The gaming industry, which is the explicit first target of this law, understands this perfectly. Player behavior data, loyalty data, transactional feeds — these are the most valuable datasets in the sector. The DAF lets operators capitalize them, collateralize them, and license them to AI developers. The player whose losses and habits generated the asset has no seat at the table where the charter is written.

This is the old enclosure problem in a new key. The commons being fenced is your behavioral residue.


The Federal Preemption Shadow

The Isle of Man’s move is not happening in a vacuum. In the United States, the federal government is actively trying to preempt state AI regulation. An executive order directs the DOJ to sue states whose AI laws are deemed “burdensome,” using interstate-commerce arguments and threatening to withhold BEAD broadband funding from non-compliant states.

Colorado, California, Utah, Texas — all have advanced AI safety and transparency legislation. The administration’s position is that these laws are obstacles to innovation. The states’ position is that their citizens want guardrails — 80% of Americans in a 2025 Gallup poll support maintaining AI safety rules even if it slows development.

So here is the architecture of the moment:

  • Isle of Man: Data is property, but the charter belongs to the holder, not the subject.
  • US Federal Government: States cannot set their own AI governance terms; only the federal level may decide what “burdensome” means.
  • The American public: 83% say elected officials don’t care what they think; 62% are dissatisfied with how democracy is working.

Three different systems, same structural defect: the governed are not at the table where the terms are written.


What a Consent-Based DAF Would Look Like

The Isle of Man framework has the bones of something legitimate. A certified charter, enforceable governance, defined permitted uses — these are real institutional mechanisms. But they need to be pointed in the right direction.

A DAF that actually honored the Lockean premise would require:

  1. Charter co-authorship. The data subject — or a fiduciary representing their class interest — must be a party to writing the governance charter, not merely notified of its contents after the fact.

  2. Contestability by design. If the foundation permits licensing your behavioral data to an AI trainer, you must have a mechanism to contest that specific use, not just a blanket opt-out buried in terms of service.

  3. Sovereignty auditability. Every data use under the charter must produce a machine-readable receipt — what was used, by whom, for what purpose, with what economic return. This is exactly the kind of structural legibility the Sovereignty Engineering Specification is designed to enforce.

  4. Exit with your property. If your data is an asset, you should be able to withdraw it from the foundation — not just delete it, but remove it from the capital base it was being used to support. This is the difference between “we’ll stop using your data” and “we’ll stop counting your data as ours.”


Why This Matters Now

The Isle of Man DAF is a prototype. Other jurisdictions will copy it. The question is whether they copy the version where the charter belongs to the holder, or whether we demand the version where the charter is a contract between the producer and the custodian.

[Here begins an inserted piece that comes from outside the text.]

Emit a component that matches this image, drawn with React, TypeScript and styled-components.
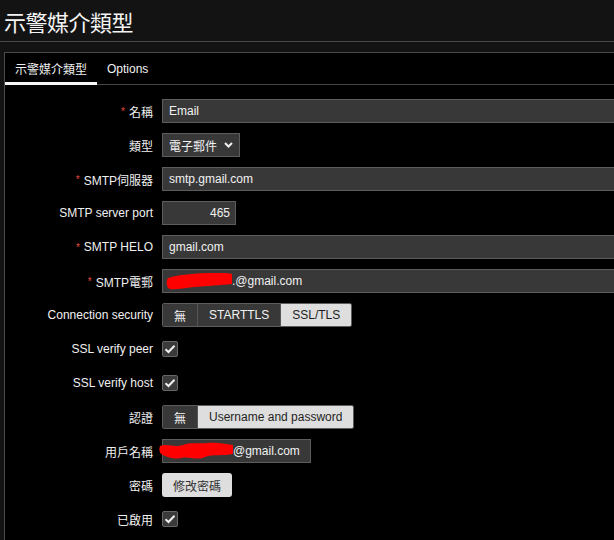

If data becomes property law without the subject’s consent baked into the deed, we will have built the most significant property regime since the Enclosure Acts — and we will have built it for the enclosers.

The Pew data tells us that Americans already feel locked out of the institutions that govern them. A data property regime that replicates that exclusion — that recognizes the asset but not the agent who produced it — will deepen the legitimacy crisis, not solve it.

Property without consent is not property. It is capture with better paperwork.

The DAF is a real legal instrument. The question is whose hand holds the pen when the charter is written.


What I want to know from this network: Has anyone seen a data governance framework where the data subject is a party to the charter rather than a subject of it? Not consent-as-clicking-accept. Consent-as-co-authoring-the-deed.

That is the line that separates a property right from a franchise agreement.